• [Goal]
Give again only the lines beginning with the one that contains "Generate a component" and ending with the one that contains "import React from"; include both of those lines.

• [Supplied information]
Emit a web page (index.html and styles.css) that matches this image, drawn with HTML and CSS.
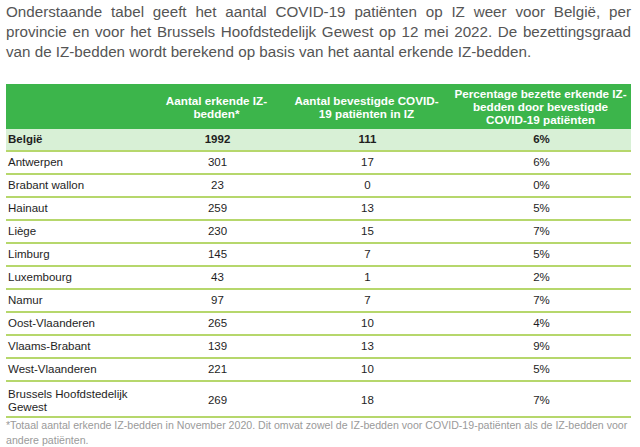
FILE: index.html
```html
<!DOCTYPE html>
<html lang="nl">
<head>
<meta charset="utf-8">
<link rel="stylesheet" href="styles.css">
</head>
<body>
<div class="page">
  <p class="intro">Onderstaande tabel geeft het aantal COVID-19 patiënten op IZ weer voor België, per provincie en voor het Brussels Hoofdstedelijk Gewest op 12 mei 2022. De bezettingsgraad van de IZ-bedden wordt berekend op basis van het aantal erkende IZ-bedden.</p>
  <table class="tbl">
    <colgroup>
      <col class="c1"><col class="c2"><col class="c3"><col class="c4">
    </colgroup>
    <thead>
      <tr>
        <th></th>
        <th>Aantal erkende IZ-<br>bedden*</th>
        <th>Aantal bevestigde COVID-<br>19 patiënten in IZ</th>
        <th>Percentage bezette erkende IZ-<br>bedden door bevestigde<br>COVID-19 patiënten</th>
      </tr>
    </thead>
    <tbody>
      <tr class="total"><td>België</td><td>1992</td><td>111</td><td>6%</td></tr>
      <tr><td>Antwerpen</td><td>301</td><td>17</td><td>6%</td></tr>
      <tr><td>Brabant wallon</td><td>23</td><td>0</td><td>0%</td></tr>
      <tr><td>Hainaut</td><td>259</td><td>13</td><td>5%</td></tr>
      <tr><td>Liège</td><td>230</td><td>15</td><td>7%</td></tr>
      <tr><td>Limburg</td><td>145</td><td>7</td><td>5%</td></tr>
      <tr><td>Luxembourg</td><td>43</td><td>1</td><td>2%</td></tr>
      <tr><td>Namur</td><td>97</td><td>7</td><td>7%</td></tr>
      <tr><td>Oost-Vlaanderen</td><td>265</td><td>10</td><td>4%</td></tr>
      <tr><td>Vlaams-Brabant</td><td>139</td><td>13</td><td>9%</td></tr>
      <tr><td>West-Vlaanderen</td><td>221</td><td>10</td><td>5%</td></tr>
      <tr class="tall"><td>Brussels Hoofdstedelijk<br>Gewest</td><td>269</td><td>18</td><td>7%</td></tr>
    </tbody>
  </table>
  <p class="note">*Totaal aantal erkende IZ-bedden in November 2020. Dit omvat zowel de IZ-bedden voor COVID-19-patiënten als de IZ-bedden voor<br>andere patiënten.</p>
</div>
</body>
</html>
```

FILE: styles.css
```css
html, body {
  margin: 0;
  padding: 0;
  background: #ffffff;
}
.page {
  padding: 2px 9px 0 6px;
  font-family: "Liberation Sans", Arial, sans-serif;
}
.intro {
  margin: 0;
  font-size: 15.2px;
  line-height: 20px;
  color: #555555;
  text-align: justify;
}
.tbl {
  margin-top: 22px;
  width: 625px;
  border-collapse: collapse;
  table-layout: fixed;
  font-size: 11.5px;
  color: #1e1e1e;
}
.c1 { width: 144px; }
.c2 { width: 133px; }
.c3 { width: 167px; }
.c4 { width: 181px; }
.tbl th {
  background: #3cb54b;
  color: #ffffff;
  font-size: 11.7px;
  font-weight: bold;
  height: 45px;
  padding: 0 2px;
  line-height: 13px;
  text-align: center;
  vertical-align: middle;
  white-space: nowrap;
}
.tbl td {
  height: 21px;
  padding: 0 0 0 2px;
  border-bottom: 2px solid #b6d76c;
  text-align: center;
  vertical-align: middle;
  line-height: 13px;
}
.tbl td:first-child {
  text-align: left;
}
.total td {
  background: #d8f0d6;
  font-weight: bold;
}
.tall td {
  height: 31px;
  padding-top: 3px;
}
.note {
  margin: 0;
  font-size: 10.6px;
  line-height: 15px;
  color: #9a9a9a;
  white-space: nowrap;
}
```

==

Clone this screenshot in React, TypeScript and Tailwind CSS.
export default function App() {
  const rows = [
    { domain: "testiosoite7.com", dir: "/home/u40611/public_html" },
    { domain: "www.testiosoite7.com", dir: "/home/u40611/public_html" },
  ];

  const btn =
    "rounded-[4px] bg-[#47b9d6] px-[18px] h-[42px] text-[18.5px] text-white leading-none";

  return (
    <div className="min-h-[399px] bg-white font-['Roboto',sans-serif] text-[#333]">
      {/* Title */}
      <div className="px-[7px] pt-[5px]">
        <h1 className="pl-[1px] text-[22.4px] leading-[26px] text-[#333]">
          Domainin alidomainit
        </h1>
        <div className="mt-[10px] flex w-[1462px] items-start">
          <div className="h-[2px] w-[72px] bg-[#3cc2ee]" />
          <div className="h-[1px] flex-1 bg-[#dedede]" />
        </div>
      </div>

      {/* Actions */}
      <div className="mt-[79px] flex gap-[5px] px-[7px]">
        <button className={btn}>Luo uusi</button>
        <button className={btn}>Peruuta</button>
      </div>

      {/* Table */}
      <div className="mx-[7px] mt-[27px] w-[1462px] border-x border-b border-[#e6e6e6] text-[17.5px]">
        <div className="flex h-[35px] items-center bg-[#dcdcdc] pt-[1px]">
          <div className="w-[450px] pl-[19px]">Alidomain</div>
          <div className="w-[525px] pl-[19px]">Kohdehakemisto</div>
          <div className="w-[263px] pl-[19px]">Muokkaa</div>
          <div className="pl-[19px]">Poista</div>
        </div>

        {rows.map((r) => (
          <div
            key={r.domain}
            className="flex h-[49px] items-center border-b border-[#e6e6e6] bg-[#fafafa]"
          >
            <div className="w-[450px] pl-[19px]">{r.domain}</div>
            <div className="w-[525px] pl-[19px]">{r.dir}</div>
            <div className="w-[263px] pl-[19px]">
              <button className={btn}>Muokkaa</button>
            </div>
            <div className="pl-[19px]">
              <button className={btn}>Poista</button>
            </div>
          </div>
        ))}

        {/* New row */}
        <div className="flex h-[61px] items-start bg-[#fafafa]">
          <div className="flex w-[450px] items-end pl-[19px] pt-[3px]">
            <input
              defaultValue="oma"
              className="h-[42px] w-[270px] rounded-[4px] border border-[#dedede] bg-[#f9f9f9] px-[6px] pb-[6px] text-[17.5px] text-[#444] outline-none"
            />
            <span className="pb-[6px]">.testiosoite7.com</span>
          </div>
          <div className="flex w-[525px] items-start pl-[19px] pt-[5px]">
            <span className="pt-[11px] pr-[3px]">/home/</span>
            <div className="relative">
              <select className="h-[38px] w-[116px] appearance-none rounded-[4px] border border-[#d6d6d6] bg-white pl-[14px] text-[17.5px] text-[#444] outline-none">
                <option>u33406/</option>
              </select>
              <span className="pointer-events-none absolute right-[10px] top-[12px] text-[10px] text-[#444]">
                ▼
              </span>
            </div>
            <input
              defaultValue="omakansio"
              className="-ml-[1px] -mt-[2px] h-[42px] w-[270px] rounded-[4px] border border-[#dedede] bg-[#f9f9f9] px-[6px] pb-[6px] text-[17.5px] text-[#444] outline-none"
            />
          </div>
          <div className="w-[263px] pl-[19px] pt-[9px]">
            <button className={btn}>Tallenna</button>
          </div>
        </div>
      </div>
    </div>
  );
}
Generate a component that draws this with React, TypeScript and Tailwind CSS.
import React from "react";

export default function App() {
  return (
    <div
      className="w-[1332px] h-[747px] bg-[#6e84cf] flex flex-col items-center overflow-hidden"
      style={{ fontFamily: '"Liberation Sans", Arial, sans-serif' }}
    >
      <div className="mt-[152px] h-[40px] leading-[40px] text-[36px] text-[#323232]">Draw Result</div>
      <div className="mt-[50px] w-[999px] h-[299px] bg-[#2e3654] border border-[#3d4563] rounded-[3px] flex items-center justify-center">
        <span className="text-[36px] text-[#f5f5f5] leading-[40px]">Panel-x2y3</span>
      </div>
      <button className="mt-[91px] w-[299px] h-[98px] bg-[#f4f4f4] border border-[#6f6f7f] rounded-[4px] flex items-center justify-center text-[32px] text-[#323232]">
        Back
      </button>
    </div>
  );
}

--

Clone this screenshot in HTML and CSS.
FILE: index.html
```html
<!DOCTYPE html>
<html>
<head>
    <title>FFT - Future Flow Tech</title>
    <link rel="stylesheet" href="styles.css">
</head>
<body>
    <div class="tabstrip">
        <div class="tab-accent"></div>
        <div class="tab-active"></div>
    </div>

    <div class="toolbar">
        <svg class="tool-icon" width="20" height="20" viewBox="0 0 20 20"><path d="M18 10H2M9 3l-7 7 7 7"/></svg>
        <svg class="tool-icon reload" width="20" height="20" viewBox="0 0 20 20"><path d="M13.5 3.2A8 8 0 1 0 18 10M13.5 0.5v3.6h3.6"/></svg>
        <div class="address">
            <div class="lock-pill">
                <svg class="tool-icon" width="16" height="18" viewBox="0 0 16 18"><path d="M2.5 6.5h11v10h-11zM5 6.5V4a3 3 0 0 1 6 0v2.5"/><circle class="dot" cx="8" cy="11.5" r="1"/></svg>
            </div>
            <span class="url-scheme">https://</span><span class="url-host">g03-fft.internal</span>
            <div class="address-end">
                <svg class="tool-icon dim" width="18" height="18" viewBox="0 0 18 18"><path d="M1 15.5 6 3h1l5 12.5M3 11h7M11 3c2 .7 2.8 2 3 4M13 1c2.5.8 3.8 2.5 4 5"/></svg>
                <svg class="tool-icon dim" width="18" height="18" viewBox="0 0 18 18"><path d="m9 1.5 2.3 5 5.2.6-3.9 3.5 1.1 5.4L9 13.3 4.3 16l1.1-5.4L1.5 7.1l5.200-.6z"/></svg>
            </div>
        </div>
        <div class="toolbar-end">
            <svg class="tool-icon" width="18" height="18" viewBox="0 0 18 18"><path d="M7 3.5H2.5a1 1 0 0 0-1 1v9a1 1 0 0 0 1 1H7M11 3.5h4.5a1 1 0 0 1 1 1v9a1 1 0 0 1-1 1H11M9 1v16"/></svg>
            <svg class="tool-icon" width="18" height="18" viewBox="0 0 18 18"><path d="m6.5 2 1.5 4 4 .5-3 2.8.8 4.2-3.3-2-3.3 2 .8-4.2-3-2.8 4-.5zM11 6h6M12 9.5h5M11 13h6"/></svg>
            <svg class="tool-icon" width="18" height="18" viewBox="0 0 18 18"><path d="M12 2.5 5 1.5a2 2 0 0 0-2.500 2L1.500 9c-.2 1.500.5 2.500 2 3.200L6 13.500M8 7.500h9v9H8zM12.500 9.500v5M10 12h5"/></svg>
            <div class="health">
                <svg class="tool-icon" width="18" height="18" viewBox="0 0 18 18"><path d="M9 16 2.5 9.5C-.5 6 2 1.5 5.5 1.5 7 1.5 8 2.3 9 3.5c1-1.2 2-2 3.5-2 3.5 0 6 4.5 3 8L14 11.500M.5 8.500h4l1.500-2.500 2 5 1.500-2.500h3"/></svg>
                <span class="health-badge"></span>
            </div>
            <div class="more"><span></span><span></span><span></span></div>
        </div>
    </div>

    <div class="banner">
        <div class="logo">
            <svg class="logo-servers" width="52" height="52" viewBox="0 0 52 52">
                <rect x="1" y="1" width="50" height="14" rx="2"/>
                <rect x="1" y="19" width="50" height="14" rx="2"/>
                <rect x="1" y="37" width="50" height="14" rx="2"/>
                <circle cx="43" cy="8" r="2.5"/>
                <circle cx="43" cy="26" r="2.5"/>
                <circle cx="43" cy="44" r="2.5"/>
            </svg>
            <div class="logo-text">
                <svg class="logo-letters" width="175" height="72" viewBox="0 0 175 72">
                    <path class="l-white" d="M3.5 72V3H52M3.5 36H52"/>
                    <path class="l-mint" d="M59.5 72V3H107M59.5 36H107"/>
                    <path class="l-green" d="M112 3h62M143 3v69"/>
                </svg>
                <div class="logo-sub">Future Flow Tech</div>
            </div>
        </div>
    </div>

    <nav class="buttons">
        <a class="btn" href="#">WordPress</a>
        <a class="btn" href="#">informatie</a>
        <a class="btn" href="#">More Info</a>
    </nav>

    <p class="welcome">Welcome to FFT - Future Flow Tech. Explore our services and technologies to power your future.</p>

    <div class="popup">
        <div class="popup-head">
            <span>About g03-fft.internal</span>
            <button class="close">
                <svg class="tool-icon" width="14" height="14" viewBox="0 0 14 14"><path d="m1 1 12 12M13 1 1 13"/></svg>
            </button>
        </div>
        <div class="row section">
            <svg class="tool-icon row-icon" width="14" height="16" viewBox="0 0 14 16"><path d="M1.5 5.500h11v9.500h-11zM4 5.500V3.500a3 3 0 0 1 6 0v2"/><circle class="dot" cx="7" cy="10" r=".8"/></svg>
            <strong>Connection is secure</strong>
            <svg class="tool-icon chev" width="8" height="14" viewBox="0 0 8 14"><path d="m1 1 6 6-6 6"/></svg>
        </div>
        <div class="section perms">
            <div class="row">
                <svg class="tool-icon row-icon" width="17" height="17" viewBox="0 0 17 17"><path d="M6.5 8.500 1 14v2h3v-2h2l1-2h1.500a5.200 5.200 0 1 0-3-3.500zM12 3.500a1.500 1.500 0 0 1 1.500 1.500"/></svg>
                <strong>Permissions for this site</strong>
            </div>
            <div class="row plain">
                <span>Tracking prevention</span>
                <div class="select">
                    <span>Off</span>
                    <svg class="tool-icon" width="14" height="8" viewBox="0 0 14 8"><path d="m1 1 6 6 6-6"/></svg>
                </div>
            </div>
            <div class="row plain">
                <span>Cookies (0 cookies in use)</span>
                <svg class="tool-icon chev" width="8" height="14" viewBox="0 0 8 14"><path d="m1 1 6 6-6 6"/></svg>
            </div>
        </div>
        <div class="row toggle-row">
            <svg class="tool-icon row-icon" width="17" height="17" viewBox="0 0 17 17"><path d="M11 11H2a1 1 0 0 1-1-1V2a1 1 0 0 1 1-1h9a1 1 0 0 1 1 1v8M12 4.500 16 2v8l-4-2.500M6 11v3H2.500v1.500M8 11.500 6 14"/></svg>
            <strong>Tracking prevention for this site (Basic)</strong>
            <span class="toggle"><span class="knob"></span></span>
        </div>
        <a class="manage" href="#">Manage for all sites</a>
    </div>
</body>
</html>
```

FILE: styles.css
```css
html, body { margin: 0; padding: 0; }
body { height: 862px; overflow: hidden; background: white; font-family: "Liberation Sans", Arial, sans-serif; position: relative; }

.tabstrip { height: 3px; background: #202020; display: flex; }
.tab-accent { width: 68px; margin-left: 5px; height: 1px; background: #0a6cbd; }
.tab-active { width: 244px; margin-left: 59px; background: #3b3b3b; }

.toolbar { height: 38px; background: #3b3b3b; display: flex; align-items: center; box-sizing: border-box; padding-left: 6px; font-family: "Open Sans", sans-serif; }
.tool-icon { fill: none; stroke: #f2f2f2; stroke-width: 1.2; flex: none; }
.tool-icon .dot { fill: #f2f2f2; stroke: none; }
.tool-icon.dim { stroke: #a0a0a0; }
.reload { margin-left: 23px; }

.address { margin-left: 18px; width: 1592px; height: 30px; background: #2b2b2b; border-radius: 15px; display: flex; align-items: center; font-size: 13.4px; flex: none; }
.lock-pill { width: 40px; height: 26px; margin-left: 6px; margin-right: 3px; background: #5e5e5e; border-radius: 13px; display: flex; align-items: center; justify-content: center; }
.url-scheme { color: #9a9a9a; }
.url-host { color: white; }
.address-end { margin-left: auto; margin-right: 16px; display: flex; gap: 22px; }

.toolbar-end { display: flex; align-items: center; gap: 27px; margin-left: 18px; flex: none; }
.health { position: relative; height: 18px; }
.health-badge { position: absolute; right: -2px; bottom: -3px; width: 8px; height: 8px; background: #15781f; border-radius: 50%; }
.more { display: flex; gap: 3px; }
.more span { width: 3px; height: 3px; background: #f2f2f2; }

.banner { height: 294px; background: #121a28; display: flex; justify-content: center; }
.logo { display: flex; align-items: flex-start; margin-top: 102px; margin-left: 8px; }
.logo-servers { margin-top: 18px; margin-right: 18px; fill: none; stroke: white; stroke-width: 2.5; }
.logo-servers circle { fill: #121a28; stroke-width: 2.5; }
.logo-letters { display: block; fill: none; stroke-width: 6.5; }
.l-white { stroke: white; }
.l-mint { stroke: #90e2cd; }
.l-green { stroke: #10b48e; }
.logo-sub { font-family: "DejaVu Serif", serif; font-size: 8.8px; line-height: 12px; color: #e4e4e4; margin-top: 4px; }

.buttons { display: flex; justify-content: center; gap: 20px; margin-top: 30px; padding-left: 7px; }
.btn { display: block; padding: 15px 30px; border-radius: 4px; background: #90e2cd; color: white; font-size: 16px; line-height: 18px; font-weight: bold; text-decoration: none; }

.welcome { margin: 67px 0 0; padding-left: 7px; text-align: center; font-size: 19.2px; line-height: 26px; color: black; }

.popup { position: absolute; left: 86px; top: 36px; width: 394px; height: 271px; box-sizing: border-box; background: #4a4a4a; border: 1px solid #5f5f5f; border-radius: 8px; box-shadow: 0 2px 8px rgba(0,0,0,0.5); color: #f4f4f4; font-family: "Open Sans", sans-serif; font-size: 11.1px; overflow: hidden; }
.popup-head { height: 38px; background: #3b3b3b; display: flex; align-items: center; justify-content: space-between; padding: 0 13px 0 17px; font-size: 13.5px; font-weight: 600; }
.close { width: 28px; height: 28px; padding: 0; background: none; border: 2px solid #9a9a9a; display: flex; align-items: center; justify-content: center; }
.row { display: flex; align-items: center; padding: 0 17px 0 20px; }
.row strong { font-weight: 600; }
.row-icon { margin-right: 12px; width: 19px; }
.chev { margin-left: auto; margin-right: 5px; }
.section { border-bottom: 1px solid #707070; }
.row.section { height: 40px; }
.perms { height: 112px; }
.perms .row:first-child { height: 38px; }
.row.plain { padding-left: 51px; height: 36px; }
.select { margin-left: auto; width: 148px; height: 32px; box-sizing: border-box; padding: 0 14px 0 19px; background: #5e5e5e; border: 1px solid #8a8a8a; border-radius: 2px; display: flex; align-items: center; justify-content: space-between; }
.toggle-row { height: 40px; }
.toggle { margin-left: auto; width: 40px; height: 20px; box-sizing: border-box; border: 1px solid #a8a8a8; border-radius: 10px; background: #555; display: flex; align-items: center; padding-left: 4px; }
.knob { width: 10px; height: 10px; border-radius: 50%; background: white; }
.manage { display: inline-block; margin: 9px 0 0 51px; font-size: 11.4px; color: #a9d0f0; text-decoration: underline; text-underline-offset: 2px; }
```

• [Task result]
Generate a component that draws this with React, TypeScript and Tailwind CSS.
import React from "react";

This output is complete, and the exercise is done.